At $161 bn, corporates' forex borrowings have grown at a CAGR of 15.6% since 2008, outpacing GDP and earnings growth in dollar terms.
India Inc’s dollar exposure continues to grow at a fast clip. At the end of September 2014, companies owed about $161 billion to foreign lenders, up nearly 10 per cent from March 2014.
In all, corporate groups borrowed an additional $14 billion in the first six months of 2014-15. The figure is expected to rise as the Reserve Bank of India approved $23.4 billion of external commercial borrowings in the first 10 months of the financial year.
In comparison, the top 1,000 non-financial listed companies had debts of 2 billion at the end of 2013-14 and foreign borrowings were nearly a quarter of India Inc’s debt at the end of the past financial year.
Commercial foreign borrowings have grown at an annual rate of 15.6 per cent since the 2008 global financial crisis, outpacing India’s growth in dollar terms.
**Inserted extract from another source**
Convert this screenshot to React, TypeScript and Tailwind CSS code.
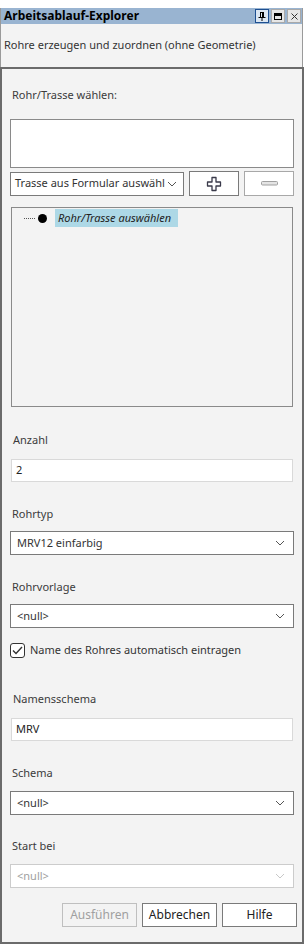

India’s gross domestic product (GDP)grew at an annual rate of 7.2 per cent in dollar terms during the period, resulting in a rise in the foreign debt-GDP ratio.
“Anecdotal evidence suggests many companies are sitting on unhedged forex positions. They are benefitting from the relative stability of the rupee and low interest rates in the international market. They will be forced to take a hit if the US Federal Reserve raises interest rates and the currency starts depreciating,” said Deep Narayan Mukherjee, director of ratings at India Ratings.
“The rupee’s stability in the last 18 months has generated complacency among corporates but corrections in the external sector can be sudden and sharp,” he added.
According to a recent study by India Ratings, over half the companies in the BSE 500, excluding banking and financial services, have operating structures that make them net foreign currency spenders.
These companies, which accounted for around 70 per cent of the debt of the BSE 500 companies in 2012-13, can expect a 1.3 percentage point decline in their operating margin, for every percentage point depreciation in the rupee against the dollar.
The foreign exchange exposure of companies and banks will rise if non-resident Indian (NRI) bank deposits are included.
At the end of September 2014, banks were sitting on NRI deposits worth $108.7 billion, up 54 per cent from $70.8 billion at the end of March 2014. Dollar inflows from NRIs lessen the pressure on companies for foreign borrowings, which grew only 5 per cent in 2013-14.
But as the pace of incremental NRI deposits declined in 2014-15, companies are once again borrowing directly. NRI deposits have grown at an annual rate of 16 per cent since March 2008.
“Indian companies increased their dollar borrowings in the last 18 months when the currency remained stable. The proportion of hedging has also reduced,” Mukherjee said.
“As the rupee has been steady during the last couple of quarters, companies are inclined towards forex loans, ignoring the risk of depreciation. This may hurt companies that lack a natural forex hedge in their businesses such as exports,” said Prabal Banerjee, president, international finance, Essar Services.
Experts said the rupee was now overvalued in real terms, raising the prospect of capital flight if the Fed raised interest rates.
“RBI has bought nearly $75 billion in the current financial year, creating a large buffer. It is now prepared to defend the rupee in case of a sudden sell-off,” said a fund manager on condition of anonymity. Some of the corporate chief financial officers are also prepared for the worst.
“Rupee's volatility is hard to predict and corporates are conscious about it. It is difficult to comment for the whole industry but we are adequately hedged for such exposures,” says R Shankar Raman, chief financial officer at Larsen & Toubro, which had foreign currency loans worth Rs 1,198 crore (Rs 11.98 billion) at the end of the last financial year against total debt of Rs 80,668 crore (Rs 806.68 billion).